TASK DIRECTIONS
Copy out the whole listing exactly as written, leaving the pictures behind.

··· DATA EXTRACT ···

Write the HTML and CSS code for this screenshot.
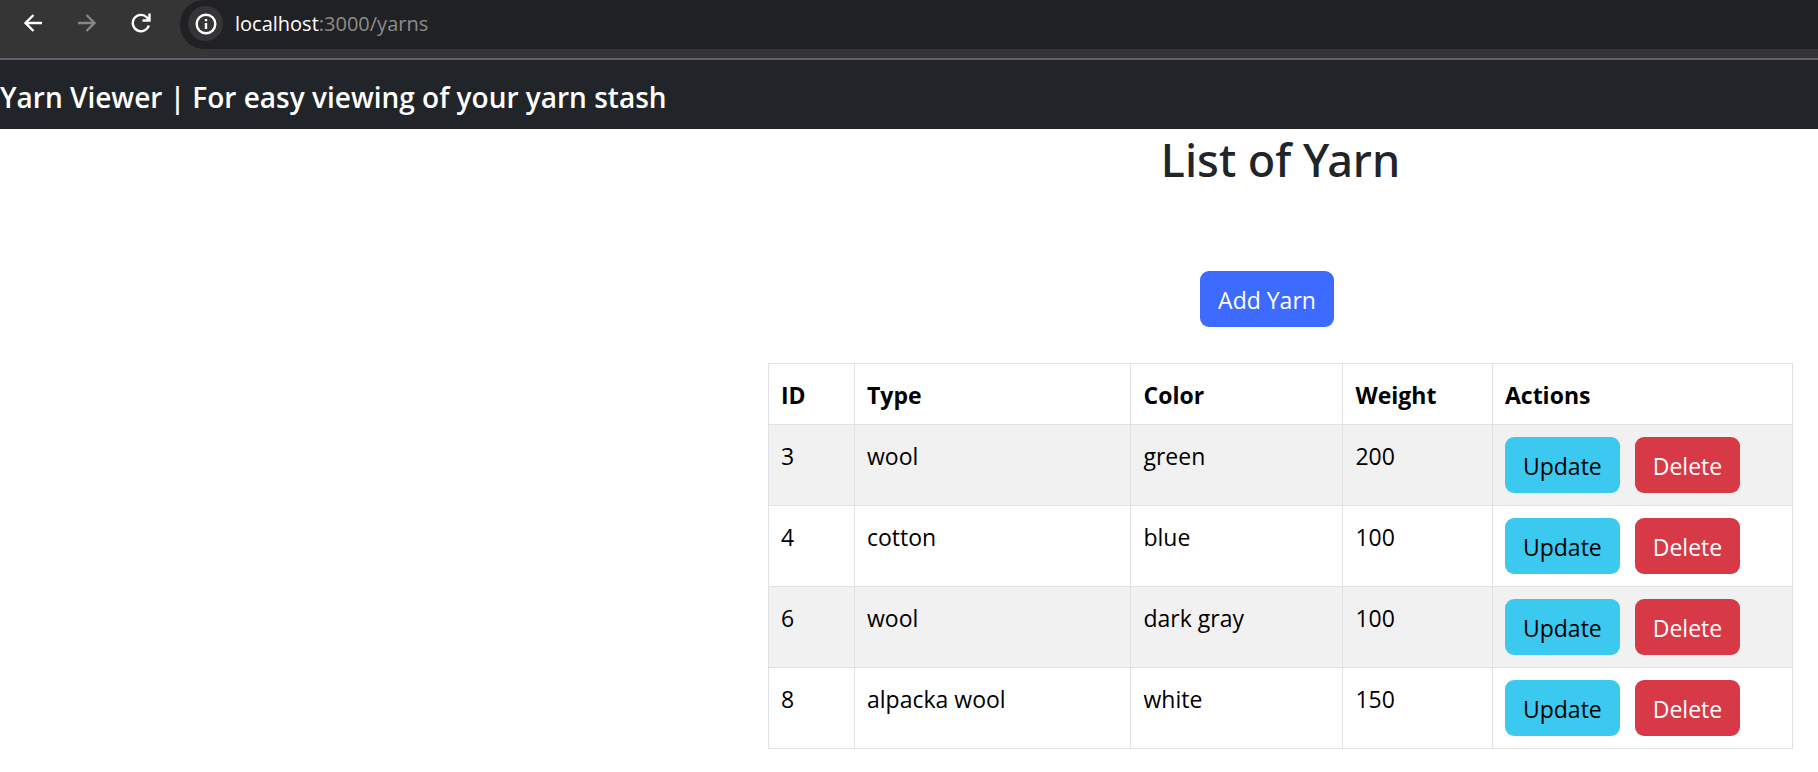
FILE: index.html
```html
<!DOCTYPE html>
<html lang="en">
<head>
<meta charset="utf-8">
<title>Yarn Viewer</title>
<link rel="stylesheet" href="styles.css">
</head>
<body>
<div class="browser-bar">
  <div class="nav-buttons">
    <button class="nav-button" type="button" aria-label="Back">
      <svg viewBox="0 0 20 20" width="20" height="20"><path d="M19 10H3M10.500 2L2.500 10l8 8"/></svg>
    </button>
    <button class="nav-button nav-button-off" type="button" aria-label="Forward">
      <svg viewBox="0 0 20 20" width="20" height="20"><path d="M1 10h16M9.500 2l8 8l-8 8"/></svg>
    </button>
    <button class="nav-button" type="button" aria-label="Reload">
      <svg viewBox="0 0 20 20" width="20" height="20"><path d="M17.800 12.500A8.200 8.200 0 1 1 16 4.500L18 6.700M18.500 .5V7.500H11.500"/></svg>
    </button>
  </div>
  <div class="address">
    <button class="site-info" type="button" aria-label="Site information">
      <svg viewBox="0 0 22 22" width="22" height="22"><circle cx="11" cy="11" r="9.300"/><path d="M11 10v6M11 6v2.300"/></svg>
    </button>
    <span class="url"><span class="url-host">localhost</span>:3000/yarns</span>
  </div>
</div>
<header class="navbar"><a class="brand" href="#">Yarn Viewer | For easy viewing of your yarn stash</a></header>
<main class="content">
  <h1 class="title">List of Yarn</h1>
  <button class="btn btn-primary" type="button">Add Yarn</button>
  <table class="yarns">
    <colgroup><col class="col-id"><col class="col-type"><col class="col-color"><col class="col-weight"><col></colgroup>
    <thead><tr><th>ID</th><th>Type</th><th>Color</th><th>Weight</th><th>Actions</th></tr></thead>
    <tbody>
      <tr><td>3</td><td>wool</td><td>green</td><td>200</td><td><div class="actions"><button class="btn btn-info" type="button">Update</button><button class="btn btn-danger" type="button">Delete</button></div></td></tr>
      <tr><td>4</td><td>cotton</td><td>blue</td><td>100</td><td><div class="actions"><button class="btn btn-info" type="button">Update</button><button class="btn btn-danger" type="button">Delete</button></div></td></tr>
      <tr><td>6</td><td>wool</td><td>dark gray</td><td>100</td><td><div class="actions"><button class="btn btn-info" type="button">Update</button><button class="btn btn-danger" type="button">Delete</button></div></td></tr>
      <tr><td>8</td><td>alpacka wool</td><td>white</td><td>150</td><td><div class="actions"><button class="btn btn-info" type="button">Update</button><button class="btn btn-danger" type="button">Delete</button></div></td></tr>
    </tbody>
  </table>
</main>
</body>
</html>
```
FILE: styles.css
```css
* { box-sizing: border-box; }

body {
  margin: 0;
  background: #fff;
  color: #212529;
  font-family: "Open Sans", "Noto Sans", sans-serif;
  font-size: 23px;
  line-height: 38px;
}

button { font: inherit; cursor: pointer; }

.browser-bar {
  display: flex;
  align-items: flex-start;
  gap: 22px;
  padding: 0 0 9px 16px;
  background: #353535;
  border-bottom: 2px solid #626262;
}

.nav-buttons {
  display: flex;
  gap: 20px;
  padding-top: 6px;
}

.nav-button {
  display: flex;
  align-items: center;
  justify-content: center;
  width: 34px;
  height: 34px;
  padding: 0;
  border: 0;
  background: none;
  color: #fff;
}

.nav-button-off { color: #868686; }

svg {
  fill: none;
  stroke: currentColor;
  stroke-width: 2.4;
}

.address {
  display: flex;
  flex: 1;
  align-items: center;
  gap: 12px;
  height: 49px;
  padding: 0 0 2px 8px;
  background: #202124;
  border-radius: 24px 0 0 24px;
}

.site-info {
  display: flex;
  align-items: center;
  justify-content: center;
  width: 35px;
  height: 35px;
  padding: 0;
  border: 0;
  border-radius: 50%;
  background: #353535;
  color: #fff;
}

.url {
  color: #8c8c8c;
  font-size: 20px;
}

.url-host { color: #fff; }

.navbar {
  padding: 18px 0 13px;
  background: #212529;
}

.brand {
  display: block;
  color: #fff;
  font-size: 28px;
  font-weight: 600;
  text-decoration: none;
}

.content {
  display: flex;
  flex-direction: column;
  align-items: center;
  padding: 0 25px 23px 768px;
}

.title {
  margin: 0 0 80px;
  font-family: "Noto Sans", "Open Sans", sans-serif;
  font-size: 45px;
  font-weight: 500;
  line-height: 62px;
}

.btn {
  height: 56px;
  padding: 9px 17px 7px;
  border: 1px solid transparent;
  border-radius: 9px;
}

.btn-primary {
  margin: 0 27px 36px 0;
  background: #3d6aff;
  color: #fff;
}

.btn-info { background: #3bc9f0; color: #000; }

.btn-danger { background: #d73947; color: #fff; }

.yarns {
  width: 100%;
  border-collapse: collapse;
  table-layout: fixed;
  color: #000;
}

.yarns th,
.yarns td {
  padding: 12px;
  border: 1px solid #dee2e6;
  text-align: left;
  vertical-align: top;
}

.yarns th {
  padding-bottom: 10px;
  font-weight: 700;
}

.yarns tbody tr:nth-child(odd) { background: #f1f1f1; }

.col-id { width: 8.4%; }
.col-type { width: 27%; }
.col-color { width: 20.7%; }
.col-weight { width: 14.6%; }

.actions {
  display: flex;
  gap: 15px;
}
```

···

COMPLETED EXERCISE
Write the HTML and CSS code for this screenshot.
FILE: index.html
```html
<!DOCTYPE html>
<html lang="en">
<head>
<meta charset="utf-8">
<title>Yarn Viewer</title>
<link rel="stylesheet" href="styles.css">
</head>
<body>
<div class="browser-bar">
  <div class="nav-buttons">
    <button class="nav-button" type="button" aria-label="Back">
      <svg viewBox="0 0 20 20" width="20" height="20"><path d="M19 10H3M10.500 2L2.500 10l8 8"/></svg>
    </button>
    <button class="nav-button nav-button-off" type="button" aria-label="Forward">
      <svg viewBox="0 0 20 20" width="20" height="20"><path d="M1 10h16M9.500 2l8 8l-8 8"/></svg>
    </button>
    <button class="nav-button" type="button" aria-label="Reload">
      <svg viewBox="0 0 20 20" width="20" height="20"><path d="M17.800 12.500A8.200 8.200 0 1 1 16 4.500L18 6.700M18.500 .5V7.500H11.500"/></svg>
    </button>
  </div>
  <div class="address">
    <button class="site-info" type="button" aria-label="Site information">
      <svg viewBox="0 0 22 22" width="22" height="22"><circle cx="11" cy="11" r="9.300"/><path d="M11 10v6M11 6v2.300"/></svg>
    </button>
    <span class="url"><span class="url-host">localhost</span>:3000/yarns</span>
  </div>
</div>
<header class="navbar"><a class="brand" href="#">Yarn Viewer | For easy viewing of your yarn stash</a></header>
<main class="content">
  <h1 class="title">List of Yarn</h1>
  <button class="btn btn-primary" type="button">Add Yarn</button>
  <table class="yarns">
    <colgroup><col class="col-id"><col class="col-type"><col class="col-color"><col class="col-weight"><col></colgroup>
    <thead><tr><th>ID</th><th>Type</th><th>Color</th><th>Weight</th><th>Actions</th></tr></thead>
    <tbody>
      <tr><td>3</td><td>wool</td><td>green</td><td>200</td><td><div class="actions"><button class="btn btn-info" type="button">Update</button><button class="btn btn-danger" type="button">Delete</button></div></td></tr>
      <tr><td>4</td><td>cotton</td><td>blue</td><td>100</td><td><div class="actions"><button class="btn btn-info" type="button">Update</button><button class="btn btn-danger" type="button">Delete</button></div></td></tr>
      <tr><td>6</td><td>wool</td><td>dark gray</td><td>100</td><td><div class="actions"><button class="btn btn-info" type="button">Update</button><button class="btn btn-danger" type="button">Delete</button></div></td></tr>
      <tr><td>8</td><td>alpacka wool</td><td>white</td><td>150</td><td><div class="actions"><button class="btn btn-info" type="button">Update</button><button class="btn btn-danger" type="button">Delete</button></div></td></tr>
    </tbody>
  </table>
</main>
</body>
</html>
```
FILE: styles.css
```css
* { box-sizing: border-box; }

body {
  margin: 0;
  background: #fff;
  color: #212529;
  font-family: "Open Sans", "Noto Sans", sans-serif;
  font-size: 23px;
  line-height: 38px;
}

button { font: inherit; cursor: pointer; }

.browser-bar {
  display: flex;
  align-items: flex-start;
  gap: 22px;
  padding: 0 0 9px 16px;
  background: #353535;
  border-bottom: 2px solid #626262;
}

.nav-buttons {
  display: flex;
  gap: 20px;
  padding-top: 6px;
}

.nav-button {
  display: flex;
  align-items: center;
  justify-content: center;
  width: 34px;
  height: 34px;
  padding: 0;
  border: 0;
  background: none;
  color: #fff;
}

.nav-button-off { color: #868686; }

svg {
  fill: none;
  stroke: currentColor;
  stroke-width: 2.4;
}

.address {
  display: flex;
  flex: 1;
  align-items: center;
  gap: 12px;
  height: 49px;
  padding: 0 0 2px 8px;
  background: #202124;
  border-radius: 24px 0 0 24px;
}

.site-info {
  display: flex;
  align-items: center;
  justify-content: center;
  width: 35px;
  height: 35px;
  padding: 0;
  border: 0;
  border-radius: 50%;
  background: #353535;
  color: #fff;
}

.url {
  color: #8c8c8c;
  font-size: 20px;
}

.url-host { color: #fff; }

.navbar {
  padding: 18px 0 13px;
  background: #212529;
}

.brand {
  display: block;
  color: #fff;
  font-size: 28px;
  font-weight: 600;
  text-decoration: none;
}

.content {
  display: flex;
  flex-direction: column;
  align-items: center;
  padding: 0 25px 23px 768px;
}

.title {
  margin: 0 0 80px;
  font-family: "Noto Sans", "Open Sans", sans-serif;
  font-size: 45px;
  font-weight: 500;
  line-height: 62px;
}

.btn {
  height: 56px;
  padding: 9px 17px 7px;
  border: 1px solid transparent;
  border-radius: 9px;
}

.btn-primary {
  margin: 0 27px 36px 0;
  background: #3d6aff;
  color: #fff;
}

.btn-info { background: #3bc9f0; color: #000; }

.btn-danger { background: #d73947; color: #fff; }

.yarns {
  width: 100%;
  border-collapse: collapse;
  table-layout: fixed;
  color: #000;
}

.yarns th,
.yarns td {
  padding: 12px;
  border: 1px solid #dee2e6;
  text-align: left;
  vertical-align: top;
}

.yarns th {
  padding-bottom: 10px;
  font-weight: 700;
}

.yarns tbody tr:nth-child(odd) { background: #f1f1f1; }

.col-id { width: 8.4%; }
.col-type { width: 27%; }
.col-color { width: 20.7%; }
.col-weight { width: 14.6%; }

.actions {
  display: flex;
  gap: 15px;
}
```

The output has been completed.